### Task objective
Locate all lines with the word "table" and copy them out.

### Records shown

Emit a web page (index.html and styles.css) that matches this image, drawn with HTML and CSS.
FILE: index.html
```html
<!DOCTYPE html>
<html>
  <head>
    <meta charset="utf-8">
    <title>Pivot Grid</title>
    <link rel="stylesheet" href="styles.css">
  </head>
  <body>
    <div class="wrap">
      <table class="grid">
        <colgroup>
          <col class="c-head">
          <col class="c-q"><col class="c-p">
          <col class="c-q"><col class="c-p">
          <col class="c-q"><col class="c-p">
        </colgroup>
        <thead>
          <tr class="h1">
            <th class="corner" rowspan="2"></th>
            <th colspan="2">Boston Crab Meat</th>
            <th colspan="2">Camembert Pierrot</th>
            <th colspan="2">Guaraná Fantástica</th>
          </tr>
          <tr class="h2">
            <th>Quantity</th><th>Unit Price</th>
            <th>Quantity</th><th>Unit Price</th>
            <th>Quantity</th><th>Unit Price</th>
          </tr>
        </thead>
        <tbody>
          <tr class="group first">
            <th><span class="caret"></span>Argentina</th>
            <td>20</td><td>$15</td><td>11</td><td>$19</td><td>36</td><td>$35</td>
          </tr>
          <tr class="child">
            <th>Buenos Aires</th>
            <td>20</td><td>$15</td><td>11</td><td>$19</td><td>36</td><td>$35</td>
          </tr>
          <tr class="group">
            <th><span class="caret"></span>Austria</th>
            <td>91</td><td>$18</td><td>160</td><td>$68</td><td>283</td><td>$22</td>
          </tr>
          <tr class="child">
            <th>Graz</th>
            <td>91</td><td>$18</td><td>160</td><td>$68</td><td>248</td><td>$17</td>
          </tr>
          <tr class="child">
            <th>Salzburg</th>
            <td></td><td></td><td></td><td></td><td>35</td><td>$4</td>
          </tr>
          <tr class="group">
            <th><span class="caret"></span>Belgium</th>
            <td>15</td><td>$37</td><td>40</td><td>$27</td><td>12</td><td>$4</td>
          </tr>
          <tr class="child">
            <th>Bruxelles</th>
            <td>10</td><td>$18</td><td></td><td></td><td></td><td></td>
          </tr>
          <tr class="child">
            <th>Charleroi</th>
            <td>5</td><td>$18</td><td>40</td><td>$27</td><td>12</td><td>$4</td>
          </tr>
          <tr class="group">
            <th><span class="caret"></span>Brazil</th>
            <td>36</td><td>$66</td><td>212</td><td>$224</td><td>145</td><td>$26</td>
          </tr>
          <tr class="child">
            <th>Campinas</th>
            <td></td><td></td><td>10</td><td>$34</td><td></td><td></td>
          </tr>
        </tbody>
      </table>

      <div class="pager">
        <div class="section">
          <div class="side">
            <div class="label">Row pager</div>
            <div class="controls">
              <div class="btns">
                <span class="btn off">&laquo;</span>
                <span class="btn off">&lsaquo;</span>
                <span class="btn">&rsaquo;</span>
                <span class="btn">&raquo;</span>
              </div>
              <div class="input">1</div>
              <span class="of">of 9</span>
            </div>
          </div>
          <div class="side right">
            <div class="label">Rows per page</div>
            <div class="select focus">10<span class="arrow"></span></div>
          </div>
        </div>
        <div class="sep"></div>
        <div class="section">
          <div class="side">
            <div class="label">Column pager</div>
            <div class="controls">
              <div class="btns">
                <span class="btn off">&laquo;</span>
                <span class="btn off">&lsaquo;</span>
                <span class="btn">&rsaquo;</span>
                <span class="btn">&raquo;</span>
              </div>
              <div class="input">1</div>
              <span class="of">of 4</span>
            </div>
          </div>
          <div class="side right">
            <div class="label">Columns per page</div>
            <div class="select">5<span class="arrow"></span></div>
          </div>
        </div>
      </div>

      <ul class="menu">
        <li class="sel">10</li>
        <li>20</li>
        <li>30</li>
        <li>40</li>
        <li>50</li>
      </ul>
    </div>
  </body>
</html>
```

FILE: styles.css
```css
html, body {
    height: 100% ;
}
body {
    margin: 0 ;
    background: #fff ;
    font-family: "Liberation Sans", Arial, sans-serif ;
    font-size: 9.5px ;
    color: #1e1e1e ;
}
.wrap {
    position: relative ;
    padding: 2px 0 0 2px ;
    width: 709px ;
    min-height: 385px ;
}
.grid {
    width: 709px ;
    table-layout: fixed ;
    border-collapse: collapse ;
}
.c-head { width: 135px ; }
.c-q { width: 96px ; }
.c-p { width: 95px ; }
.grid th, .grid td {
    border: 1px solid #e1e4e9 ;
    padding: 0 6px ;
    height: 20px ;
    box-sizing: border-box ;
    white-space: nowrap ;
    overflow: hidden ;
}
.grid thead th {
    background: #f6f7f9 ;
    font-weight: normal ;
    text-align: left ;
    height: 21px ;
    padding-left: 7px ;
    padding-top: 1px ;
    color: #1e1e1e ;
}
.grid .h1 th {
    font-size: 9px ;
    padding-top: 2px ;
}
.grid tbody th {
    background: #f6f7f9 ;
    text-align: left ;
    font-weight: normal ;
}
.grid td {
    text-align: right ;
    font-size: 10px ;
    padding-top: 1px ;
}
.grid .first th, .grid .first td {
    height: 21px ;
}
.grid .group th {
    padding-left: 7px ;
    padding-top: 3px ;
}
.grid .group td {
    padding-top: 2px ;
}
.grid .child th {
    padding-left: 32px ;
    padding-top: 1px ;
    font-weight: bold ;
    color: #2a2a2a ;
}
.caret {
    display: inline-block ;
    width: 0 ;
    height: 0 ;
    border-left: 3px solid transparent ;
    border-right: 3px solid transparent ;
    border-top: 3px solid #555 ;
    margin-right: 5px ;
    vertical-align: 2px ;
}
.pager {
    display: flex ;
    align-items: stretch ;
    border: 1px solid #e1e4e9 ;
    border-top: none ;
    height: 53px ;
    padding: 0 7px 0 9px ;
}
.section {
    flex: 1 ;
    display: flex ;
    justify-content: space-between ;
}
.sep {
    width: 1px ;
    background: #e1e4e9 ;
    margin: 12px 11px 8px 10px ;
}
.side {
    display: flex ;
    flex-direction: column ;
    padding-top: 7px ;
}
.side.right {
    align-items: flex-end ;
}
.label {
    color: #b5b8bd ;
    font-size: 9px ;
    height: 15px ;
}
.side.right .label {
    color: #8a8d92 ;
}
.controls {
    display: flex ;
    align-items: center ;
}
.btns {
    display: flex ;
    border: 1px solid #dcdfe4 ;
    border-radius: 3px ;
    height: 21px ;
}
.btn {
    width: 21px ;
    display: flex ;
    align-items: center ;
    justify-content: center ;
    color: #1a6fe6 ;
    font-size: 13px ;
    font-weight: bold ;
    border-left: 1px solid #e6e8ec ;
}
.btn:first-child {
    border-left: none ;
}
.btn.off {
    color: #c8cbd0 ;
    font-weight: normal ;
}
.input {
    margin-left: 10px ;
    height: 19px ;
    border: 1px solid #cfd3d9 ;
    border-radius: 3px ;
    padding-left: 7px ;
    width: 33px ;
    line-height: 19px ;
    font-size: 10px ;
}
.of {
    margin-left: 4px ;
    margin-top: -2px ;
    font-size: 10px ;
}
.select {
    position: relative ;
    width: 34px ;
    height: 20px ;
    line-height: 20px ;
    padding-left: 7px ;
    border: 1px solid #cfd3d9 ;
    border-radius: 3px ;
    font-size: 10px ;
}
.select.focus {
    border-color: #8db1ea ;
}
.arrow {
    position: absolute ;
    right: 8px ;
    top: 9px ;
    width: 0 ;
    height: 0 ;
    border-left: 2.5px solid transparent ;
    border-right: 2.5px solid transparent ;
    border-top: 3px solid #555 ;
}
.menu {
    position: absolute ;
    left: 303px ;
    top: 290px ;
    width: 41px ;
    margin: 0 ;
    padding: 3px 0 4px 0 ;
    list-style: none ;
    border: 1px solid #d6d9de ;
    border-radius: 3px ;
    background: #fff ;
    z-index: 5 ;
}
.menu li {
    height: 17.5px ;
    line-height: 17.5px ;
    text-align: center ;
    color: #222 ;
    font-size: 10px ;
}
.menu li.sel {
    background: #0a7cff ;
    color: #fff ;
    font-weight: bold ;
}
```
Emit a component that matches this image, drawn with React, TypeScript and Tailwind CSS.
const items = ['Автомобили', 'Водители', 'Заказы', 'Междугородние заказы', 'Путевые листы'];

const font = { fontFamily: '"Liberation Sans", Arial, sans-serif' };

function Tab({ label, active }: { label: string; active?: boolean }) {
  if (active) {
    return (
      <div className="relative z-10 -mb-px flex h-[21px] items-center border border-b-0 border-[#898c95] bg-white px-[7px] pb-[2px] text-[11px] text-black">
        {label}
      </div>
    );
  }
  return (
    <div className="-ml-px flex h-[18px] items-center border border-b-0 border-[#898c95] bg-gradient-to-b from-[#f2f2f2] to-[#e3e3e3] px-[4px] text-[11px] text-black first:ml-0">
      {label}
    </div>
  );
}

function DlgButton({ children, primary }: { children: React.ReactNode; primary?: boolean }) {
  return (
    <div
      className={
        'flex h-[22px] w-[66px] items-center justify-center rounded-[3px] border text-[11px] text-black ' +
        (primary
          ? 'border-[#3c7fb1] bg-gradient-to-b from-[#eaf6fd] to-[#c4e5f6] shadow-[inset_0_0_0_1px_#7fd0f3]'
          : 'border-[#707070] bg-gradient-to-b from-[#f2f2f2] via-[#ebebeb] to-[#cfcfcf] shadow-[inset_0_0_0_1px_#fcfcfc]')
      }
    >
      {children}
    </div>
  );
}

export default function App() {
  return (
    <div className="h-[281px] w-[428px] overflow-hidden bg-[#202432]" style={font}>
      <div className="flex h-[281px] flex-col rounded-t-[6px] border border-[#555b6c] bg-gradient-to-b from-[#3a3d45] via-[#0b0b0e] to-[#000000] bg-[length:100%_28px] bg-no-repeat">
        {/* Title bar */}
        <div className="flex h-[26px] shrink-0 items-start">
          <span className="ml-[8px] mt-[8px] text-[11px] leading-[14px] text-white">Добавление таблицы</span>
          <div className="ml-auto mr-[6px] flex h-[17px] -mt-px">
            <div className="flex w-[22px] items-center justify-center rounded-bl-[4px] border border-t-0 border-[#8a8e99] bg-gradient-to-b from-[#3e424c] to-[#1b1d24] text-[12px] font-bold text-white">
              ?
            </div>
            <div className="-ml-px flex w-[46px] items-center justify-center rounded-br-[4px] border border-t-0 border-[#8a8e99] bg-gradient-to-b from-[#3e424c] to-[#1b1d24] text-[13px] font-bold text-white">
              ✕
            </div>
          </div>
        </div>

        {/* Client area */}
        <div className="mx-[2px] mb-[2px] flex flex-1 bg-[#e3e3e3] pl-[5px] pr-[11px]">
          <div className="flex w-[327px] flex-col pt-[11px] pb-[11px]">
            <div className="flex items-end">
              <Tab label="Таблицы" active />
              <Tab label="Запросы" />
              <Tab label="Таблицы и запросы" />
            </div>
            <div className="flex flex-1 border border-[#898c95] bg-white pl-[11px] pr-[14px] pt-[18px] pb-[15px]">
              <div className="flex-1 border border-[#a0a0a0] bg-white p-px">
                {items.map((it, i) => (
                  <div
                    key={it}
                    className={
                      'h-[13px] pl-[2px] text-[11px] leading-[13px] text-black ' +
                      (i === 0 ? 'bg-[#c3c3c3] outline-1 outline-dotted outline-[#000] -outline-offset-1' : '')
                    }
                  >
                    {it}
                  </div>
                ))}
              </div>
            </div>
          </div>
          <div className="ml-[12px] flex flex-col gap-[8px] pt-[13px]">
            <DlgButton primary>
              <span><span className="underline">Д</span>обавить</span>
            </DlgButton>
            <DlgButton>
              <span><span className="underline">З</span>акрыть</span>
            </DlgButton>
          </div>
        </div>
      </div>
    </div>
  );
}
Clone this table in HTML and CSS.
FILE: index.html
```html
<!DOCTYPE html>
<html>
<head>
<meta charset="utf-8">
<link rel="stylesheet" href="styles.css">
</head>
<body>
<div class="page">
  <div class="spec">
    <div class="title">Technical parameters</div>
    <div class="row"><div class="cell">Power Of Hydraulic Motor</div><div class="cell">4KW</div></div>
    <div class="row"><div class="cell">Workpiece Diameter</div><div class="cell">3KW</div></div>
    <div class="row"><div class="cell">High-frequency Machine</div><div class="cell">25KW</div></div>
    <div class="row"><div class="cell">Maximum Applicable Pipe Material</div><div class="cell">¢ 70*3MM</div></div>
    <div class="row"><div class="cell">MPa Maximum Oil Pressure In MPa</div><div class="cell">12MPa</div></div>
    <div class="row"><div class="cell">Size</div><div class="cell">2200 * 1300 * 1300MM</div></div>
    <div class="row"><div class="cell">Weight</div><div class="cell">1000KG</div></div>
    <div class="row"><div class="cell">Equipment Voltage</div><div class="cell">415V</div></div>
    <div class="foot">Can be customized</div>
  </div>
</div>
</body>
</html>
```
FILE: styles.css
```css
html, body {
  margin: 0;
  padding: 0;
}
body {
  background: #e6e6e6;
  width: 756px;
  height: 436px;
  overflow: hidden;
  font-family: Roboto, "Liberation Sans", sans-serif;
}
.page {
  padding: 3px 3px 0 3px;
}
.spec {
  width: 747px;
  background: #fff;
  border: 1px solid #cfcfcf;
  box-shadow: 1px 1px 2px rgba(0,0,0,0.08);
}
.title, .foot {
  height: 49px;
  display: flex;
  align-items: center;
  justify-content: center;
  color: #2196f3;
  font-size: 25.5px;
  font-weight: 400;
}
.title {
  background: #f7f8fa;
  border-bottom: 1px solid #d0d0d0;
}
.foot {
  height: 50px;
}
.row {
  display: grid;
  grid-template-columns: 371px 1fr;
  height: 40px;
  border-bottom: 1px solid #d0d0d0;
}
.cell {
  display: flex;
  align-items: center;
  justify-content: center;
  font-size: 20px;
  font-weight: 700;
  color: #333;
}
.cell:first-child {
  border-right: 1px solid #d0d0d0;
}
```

### Reply to the exercise
      <table class="grid">
      </table>
    table-layout: fixed ;
Clone this table in HTML and CSS.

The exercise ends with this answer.